Q6. What have been the key time investments in developing this new 
product? 
Fundamentally the design and development of a tape drive that could accommodate two tape widths 
in a single mechanism took longer to perfect than HP initially estimated.  
A key design brief of the DAT160 tape drive is that it is a transition step to higher capacity DAT 
technology and HP wanted to ensure that the installed base had a good backwards compatibility 
experience. Ensuring existing users of DAT72 and DAT40 media see a good return on their 
investment in the technology is seen as being crucial to the ongoing success of DAT. HP sees 
backwards compatibility as being a fundamental element of the DAT160’s return on investment 
equation, unlike other technologies that offer increased capacity/performance but offer no backwards 
compatibility.  
A significant element of any development program is testing. Design Verification and Test (DVT) 

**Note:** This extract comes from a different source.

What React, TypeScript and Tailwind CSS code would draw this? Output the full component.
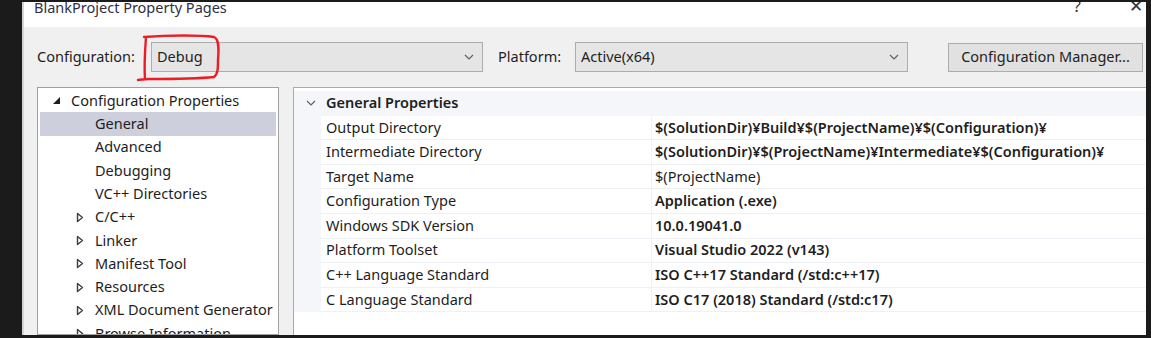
import React from "react";

const font = { fontFamily: '"Noto Sans", "Segoe UI", Arial, sans-serif' };

function Chevron({ className = "" }: { className?: string }) {
  return (
    <svg width="10" height="6" viewBox="0 0 10 6" className={className}>
      <path d="M1 1 L5 5 L9 1" fill="none" stroke="#5f5f5f" strokeWidth="1.2" />
    </svg>
  );
}

function Combo({ value, width }: { value: string; width: string }) {
  return (
    <div
      className={`${width} h-[30px] shrink-0 bg-[#e5e5e5] border border-[#adadad] flex items-center justify-between pl-[5px] pr-[8px] text-[14.5px] text-[#1e1e1e]`}
    >
      <span>{value}</span>
      <Chevron />
    </div>
  );
}

function Expanded() {
  return (
    <svg width="9" height="9" viewBox="0 0 9 9" className="shrink-0">
      <path d="M8 1 L8 8 L1 8 Z" fill="#1e1e1e" />
    </svg>
  );
}

function Collapsed() {
  return (
    <svg width="8" height="11" viewBox="0 0 8 11" className="shrink-0">
      <path d="M1.5 1.5 L6.5 5.5 L1.5 9.5 Z" fill="none" stroke="#3c3c3c" strokeWidth="1.4" strokeLinejoin="round" />
    </svg>
  );
}

const tree: { label: string; kind: "root" | "leaf" | "node"; selected?: boolean }[] = [
  { label: "Configuration Properties", kind: "root" },
  { label: "General", kind: "leaf", selected: true },
  { label: "Advanced", kind: "leaf" },
  { label: "Debugging", kind: "leaf" },
  { label: "VC++ Directories", kind: "leaf" },
  { label: "C/C++", kind: "node" },
  { label: "Linker", kind: "node" },
  { label: "Manifest Tool", kind: "node" },
  { label: "Resources", kind: "node" },
  { label: "XML Document Generator", kind: "node" },
  { label: "Browse Information", kind: "node" },
];

const props: { name: string; value: string; bold: boolean }[] = [
  { name: "Output Directory", value: "$(SolutionDir)¥Build¥$(ProjectName)¥$(Configuration)¥", bold: true },
  { name: "Intermediate Directory", value: "$(SolutionDir)¥$(ProjectName)¥Intermediate¥$(Configuration)¥", bold: true },
  { name: "Target Name", value: "$(ProjectName)", bold: false },
  { name: "Configuration Type", value: "Application (.exe)", bold: true },
  { name: "Windows SDK Version", value: "10.0.19041.0", bold: true },
  { name: "Platform Toolset", value: "Visual Studio 2022 (v143)", bold: true },
  { name: "C++ Language Standard", value: "ISO C++17 Standard (/std:c++17)", bold: true },
  { name: "C Language Standard", value: "ISO C17 (2018) Standard (/std:c17)", bold: true },
];

export default function App() {
  return (
    <div
      className="relative w-[1151px] h-[338px] bg-[#1b1b1b] pt-[2px] pl-[22px] pr-[5px] pb-[3px] overflow-hidden"
      style={font}
    >
      <div className="h-full bg-[#f0f0f0] border-l-2 border-[#d4d4d4] flex flex-col overflow-hidden">
        {/* Title bar */}
        <div className="h-[25px] shrink-0 bg-white flex items-start justify-between overflow-hidden">
          <span className="ml-[10px] mt-[-5px] text-[14.5px] leading-[20px] text-[#2f2f3f] whitespace-nowrap">
            BlankProject Property Pages
          </span>
          <div className="flex items-start mt-[-6px] text-[17px] leading-[20px] text-[#333]">
            <span className="mr-[48px]">?</span>
            <span className="mr-[3px] font-light">✕</span>
          </div>
        </div>

        {/* Toolbar */}
        <div className="flex items-center mt-[15px] pl-[13px] text-[14.5px] text-[#1e1e1e]">
          <span className="w-[114px] shrink-0">Configuration:</span>
          <Combo value="Debug" width="w-[332px]" />
          <span className="ml-[15px] w-[77px] shrink-0">Platform:</span>
          <Combo value="Active(x64)" width="w-[333px]" />
          <div className="ml-[40px] w-[195px] h-[29px] bg-[#e1e1e1] border border-[#adadad] flex items-center justify-center shrink-0 whitespace-nowrap">
            Configuration Manager...
          </div>
        </div>

        {/* Panels */}
        <div className="flex flex-1 mt-[15px] pl-[13px] min-h-0">
          {/* Tree */}
          <div className="w-[242px] shrink-0 bg-white border border-[#a0a0a0] pt-[1px] px-[2px] text-[14.5px] text-[#1e1e1e] overflow-hidden">
            {tree.map((t) => (
              <div
                key={t.label}
                className={`h-[23.3px] flex items-center whitespace-nowrap ${t.selected ? "bg-[#cdd0dc]" : ""}`}
              >
                {t.kind === "root" && (
                  <>
                    <span className="ml-[12px] mr-[10px] flex"><Expanded /></span>
                    <span>{t.label}</span>
                  </>
                )}
                {t.kind === "leaf" && <span className="ml-[55px]">{t.label}</span>}
                {t.kind === "node" && (
                  <>
                    <span className="ml-[36px] mr-[11px] flex"><Collapsed /></span>
                    <span>{t.label}</span>
                  </>
                )}
              </div>
            ))}
          </div>

          {/* Property grid */}
          <div className="ml-[14px] flex-1 bg-white border-t border-l border-[#a9a9a9] pt-[3px] text-[14.5px] text-[#1e1e1e]">
            <div className="bg-[#f4f6fa]">
              <div className="h-[24.6px] flex items-center">
                <span className="w-[32px] flex justify-center pl-[2px]"><Chevron /></span>
                <span className="font-semibold">General Properties</span>
              </div>
              {props.map((p) => (
                <div key={p.name} className="h-[24.6px] flex pl-[27px]">
                  <div className="w-[330px] bg-white border-b border-[#eef1f6] flex items-center pl-[5px] whitespace-nowrap">
                    {p.name}
                  </div>
                  <div className="w-px bg-[#eef1f6]" />
                  <div
                    className={`flex-1 bg-white border-b border-[#eef1f6] flex items-center pl-[3px] whitespace-nowrap ${p.bold ? "font-semibold" : ""}`}
                  >
                    {p.value}
                  </div>
                </div>
              ))}
            </div>
          </div>
        </div>
      </div>

      {/* Hand-drawn red annotation */}
      <svg
        className="absolute left-0 top-0 pointer-events-none"
        width="1151"
        height="338"
        viewBox="0 0 1151 338"
      >
        <path
          d="M146 37 C 145 50, 144 65, 145 79 M144 37 C 170 35, 200 35, 214 37 C 219 39, 219 48, 218 60 C 218 68, 218 74, 214 77 C 195 79, 170 79, 148 79 C 144 79, 141 80, 138 80"
          fill="none"
          stroke="#ee1c25"
          strokeWidth="2.4"
          strokeLinecap="round"
        />
      </svg>
    </div>
  );
}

reports are developed testing each specification. Because of the complexities of the two formats, the 
test plan for the DAT160 drive was much larger and longer than for previous generations of DAT. In 
total 450,000 hours (more than 5 years) of testing were performed on the DAT160 drive before 
release. 
As mentioned in Question 4, the tape guide locking and tape guide angle parameters are critical to 
robust reliable interchange and low ERT, but these components are all inter-related so a strict process 
of consolidating improvements and re-testing had to be adopted, which took time. 
The diagram below illustrates this. When a multi-facet issue was found, individual teams worked on 
the possible contributors to the issue. Changes were recommended reviewed and then consolidated 
into a new design. The original tests were then re-run to ensure the issue was resolved satisfactorily.